Distributed February 17, 2003
For Immediate Release

News Service Contact: Kristen Cole

Language processing

Eye movements indicate initial attempts to process what humans hear

Even before a speaker completes a sentence, a listener attempts to interpret what he or she is hearing by searching out visual cues, according to new research at Brown University. Julie Sedivy, assistant professor of cognitive and linguistic sciences, discussed her findings Feb. 17, during the annual American Association for the Advancement of Science (AAAS) meeting in Denver.

DENVER — By mapping eye movements in fractions of a second, a Brown researcher has found humans attempt to make sense of what they are hearing through visual cues long before they have heard an entire idea. The finding offers insight into how the mind uses vision to rapidly process information.

Julie Sedivy, assistant professor of cognitive and linguistic sciences, will present her research during the annual meeting of the American Association for the Advancement of Science (AAAS) in Denver. Sedivy will participate in a panel discussion, “The Eyes Have It: Eye Movements and the Spoken Language,” Feb. 17, 2003, at 8:30 a.m.

Sedivy is interested in the process by which humans assign meaning to words and phrases. Psycholinguists know that as humans process language they make many split-second decisions about the words they are hearing. But questions remain about how humans cope with uncertainty at every stage of that moment-by-moment decision process.

In a series of studies involving approximately 150 people, participants sat either in front of a computer screen that displayed an image of objects or in front a work surface set with objects and received verbal instructions concerning the objects.
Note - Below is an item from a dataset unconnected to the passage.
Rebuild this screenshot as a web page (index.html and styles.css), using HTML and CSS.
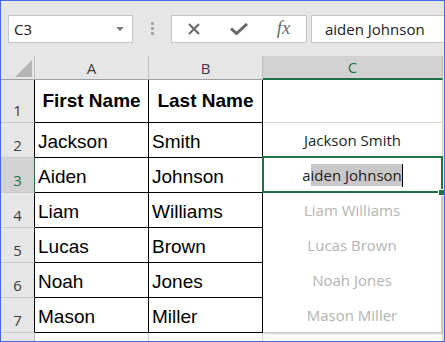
FILE: index.html
```html
<html>
<head>
<title>Flash Fill</title>
<link rel="stylesheet" href="styles.css">
</head>
<body>

<div class="window">

  <div class="toolbar">
    <div class="namebox">
      <span>C3</span>
      <svg width="8" height="4" viewBox="0 0 8 4"><polygon points="0,0 8,0 4,4" fill="#767676"/></svg>
    </div>
    <div class="grip"><i></i><i></i><i></i></div>
    <div class="fxbuttons">
      <span><svg width="14" height="14" viewBox="0 0 14 14"><path d="M2 2 L12 12 M12 2 L2 12" stroke="#676767" stroke-width="2"/></svg></span>
      <span><svg width="18" height="12" viewBox="0 0 18 12"><path d="M1 5.5 L6.5 10.5 L17 1" stroke="#676767" stroke-width="3" fill="none"/></svg></span>
      <span class="fx">fx</span>
    </div>
    <div class="formula">aiden Johnson</div>
  </div>

  <div class="sheet">
    <div class="corner"><svg width="17" height="17" viewBox="0 0 17 17"><polygon points="17,0 17,17 0,17" fill="#b5b5b5"/></svg></div>
    <div class="colhead">A</div>
    <div class="colhead">B</div>
    <div class="colhead sel">C</div>

    <div class="rowhead">1</div>
    <div class="cell title">First Name</div>
    <div class="cell title">Last Name</div>
    <div class="ccell"></div>

    <div class="rowhead">2</div>
    <div class="cell">Jackson</div>
    <div class="cell">Smith</div>
    <div class="ccell">Jackson Smith</div>

    <div class="rowhead sel">3</div>
    <div class="cell">Aiden</div>
    <div class="cell">Johnson</div>
    <div class="ccell active">a<span class="picked">iden Johnson</span><span class="caret"></span><span class="handle"></span></div>

    <div class="rowhead">4</div>
    <div class="cell">Liam</div>
    <div class="cell">Williams</div>
    <div class="preview">
      <span>Liam Williams</span>
      <span>Lucas Brown</span>
      <span>Noah Jones</span>
      <span>Mason Miller</span>
    </div>

    <div class="rowhead">5</div>
    <div class="cell">Lucas</div>
    <div class="cell">Brown</div>

    <div class="rowhead">6</div>
    <div class="cell">Noah</div>
    <div class="cell">Jones</div>

    <div class="rowhead">7</div>
    <div class="cell">Mason</div>
    <div class="cell">Miller</div>

    <div class="rowhead last">8</div>
    <div class="cell empty"></div>
    <div class="cell empty"></div>
    <div class="ccell"></div>
  </div>

</div>

</body>
</html>
```

FILE: styles.css
```css
html, body {
	margin: 0;
	padding: 0;
}

body {
	background-color: white;
}

.window {
	width: 445px;
	height: 342px;
	box-sizing: border-box;
	border: 1px solid rgb(65, 105, 225);
	background-color: rgb(230, 230, 230);
	overflow: hidden;
	font-family: "Open Sans", "Noto Sans", sans-serif;
}

/* formula bar */

.toolbar {
	display: flex;
	align-items: flex-start;
	height: 55px;
	box-sizing: border-box;
	padding: 14px 0 0 7px;
}

.namebox {
	display: flex;
	align-items: center;
	justify-content: space-between;
	width: 125px;
	height: 28px;
	box-sizing: border-box;
	padding: 0 8px 0 5px;
	border: 1px solid rgb(198, 198, 198);
	background-color: white;
	font-size: 15px;
	color: rgb(34, 34, 34);
}

.grip {
	display: flex;
	flex-direction: column;
	gap: 2px;
	margin: 7px 0 0 18px;
}

.grip i {
	display: block;
	width: 3px;
	height: 3px;
	background-color: rgb(166, 166, 166);
}

.fxbuttons {
	display: flex;
	width: 136px;
	height: 28px;
	box-sizing: border-box;
	margin-left: 17px;
	border: 1px solid rgb(198, 198, 198);
	background-color: white;
}

.fxbuttons span {
	flex: 1;
	display: flex;
	align-items: center;
	justify-content: center;
}

.fxbuttons span.fx {
	font-family: "Liberation Serif", serif;
	font-style: italic;
	font-size: 19px;
	color: rgb(110, 110, 110);
	padding-bottom: 2px;
}

.formula {
	flex: 1;
	height: 28px;
	box-sizing: border-box;
	margin-left: 4px;
	padding-left: 13px;
	border: 1px solid rgb(198, 198, 198);
	border-right: none;
	background-color: white;
	font-size: 15px;
	line-height: 26px;
	color: rgb(34, 34, 34);
}

/* sheet grid */

.sheet {
	display: grid;
	grid-template-columns: 34px 114px 114px 180px;
	grid-template-rows: 24px 43px repeat(7, 35px);
}

.sheet > div {
	box-sizing: border-box;
}

.corner {
	display: flex;
	align-items: flex-end;
	justify-content: flex-end;
	padding: 0 2px 2px 0;
	border-right: 1px solid rgb(190, 190, 190);
	border-bottom: 1px solid rgb(160, 160, 160);
}

.colhead {
	display: flex;
	align-items: center;
	justify-content: center;
	border-right: 1px solid rgb(190, 190, 190);
	border-bottom: 1px solid rgb(160, 160, 160);
	font-size: 15px;
	color: rgb(60, 60, 60);
}

.colhead.sel {
	background-color: rgb(210, 210, 210);
	color: rgb(33, 115, 70);
	border-bottom: 2px solid rgb(33, 115, 70);
}

.rowhead {
	display: flex;
	align-items: flex-end;
	justify-content: center;
	padding-bottom: 2px;
	border-right: 1px solid black;
	border-bottom: 1px solid rgb(200, 200, 200);
	font-size: 15px;
	color: rgb(60, 60, 60);
}

.rowhead.sel {
	background-color: rgb(210, 210, 210);
	color: rgb(33, 115, 70);
	border-right: 1px solid rgb(33, 115, 70);
}

.rowhead.last {
	border-right: 1px solid rgb(190, 190, 190);
}

.cell {
	display: flex;
	align-items: flex-end;
	padding: 0 0 4px 3px;
	background-color: white;
	border-right: 1px solid black;
	border-bottom: 1px solid black;
	font-family: "Liberation Sans", Arial, sans-serif;
	font-size: 19px;
	color: black;
}

.cell.title {
	align-items: center;
	justify-content: center;
	padding: 0;
	font-weight: bold;
}

.cell.empty {
	border-right: 1px solid rgb(212, 212, 212);
	border-bottom: 1px solid rgb(212, 212, 212);
}

.ccell {
	position: relative;
	display: flex;
	align-items: center;
	justify-content: center;
	background-color: white;
	border-right: 1px solid rgb(212, 212, 212);
	border-bottom: 1px solid rgb(212, 212, 212);
	font-size: 15px;
	color: rgb(30, 30, 30);
}

.ccell.active::after {
	content: "";
	position: absolute;
	top: -2px;
	left: -1px;
	right: -1px;
	bottom: -1px;
	border: 2px solid rgb(33, 115, 70);
}

.picked {
	background-color: rgb(200, 200, 200);
	padding: 1px 0;
}

.caret {
	display: inline-block;
	width: 1px;
	height: 23px;
	background-color: black;
}

.handle {
	position: absolute;
	right: -3px;
	bottom: -4px;
	width: 5px;
	height: 5px;
	background-color: rgb(33, 115, 70);
	border: 1px solid white;
	z-index: 2;
}

.preview {
	grid-row: span 4;
	position: relative;
	z-index: 1;
	display: grid;
	grid-template-rows: repeat(4, 1fr);
	margin-right: 1px;
	background-color: white;
	border-right: 1px solid rgb(200, 200, 200);
	border-bottom: 1px solid rgb(200, 200, 200);
	box-shadow: 1px 1px 2px rgba(0, 0, 0, 0.2);
	font-size: 15px;
	color: rgb(180, 180, 180);
}

.preview span {
	display: flex;
	align-items: center;
	justify-content: center;
}
```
Researchers used a headband-mounted camera to map the participants’ eye movements every thirtieth of a second.

Given a scene of a table set with a drinking glass and pitcher, the participants heard instructions such as “pick up the tall glass.” Researchers found that participants frequently looked first at a pitcher in the display, indicating attempts to interpret “tall” early, and prior to hearing the entire noun “glass.”

“On the basis of one or two sounds, we saw the participants’ eye movements begin to shift,” said Sedivy. “As soon as they identified a word, they began to map it.”

However, when a short glass was added to the scene so that there were three objects – a pitcher, tall glass, and short glass – participants were more likely to look at the taller of the drinking glasses when they heard “tall” because size was the distinguishing factor between the two glasses.

The finding suggests that humans consult a whole domain of information, including visual cues and expectations about rational communicative behavior, in resolving the uncertainty involved in processing a sentence, according to Sedivy.

There appears to be a set of mutual expectations between conversational partners, for example, that redundant information is typically avoided. In the example with the pitcher and two drinking glasses, “tall” would be redundant in referring to the pitcher, because there is only one pitcher, while there are two glasses, Sedivy said.

If that type of complex and subtle information were not available, the immediate moment-by-moment mapping of sounds to meaning would only serve to introduce a great deal of uncertainty to language processing, according to Sedivy. For example, if mapping to an object begins upon hearing “tall” rather than waiting until the following word “glass,” given a scene in which there are two tall objects, the chance of an initial mapping guess being correct is only fifty percent.

Not subject to the conscious control by humans, the automatic eye movements are so subtle they are unnoticed by study participants, who may feel simply that their eyes are taking in the whole scene all at once when, in fact, the eyes are darting rapidly from one very specific location to another.

“This is a surprising relationship between highly intelligent processes of language understanding and low-level automatic processes such as eye movements,” Sedivy said. “As humans, we have to deal with multiple levels of information simultaneously, and those different levels of information must be incorporated into the study of linguistics.”

Sedivy conducted the research with Daniel Grodner, a postdoctoral fellow in cognitive and linguistic sciences; Anjula Joshi, research technician; and current and former undergraduate assistants including Charles Joseph, Estelle Reyes, Gitana Chunyo and Rachel Sussman. The work was funded by grants from the National Science Foundation and the National Institutes of Health.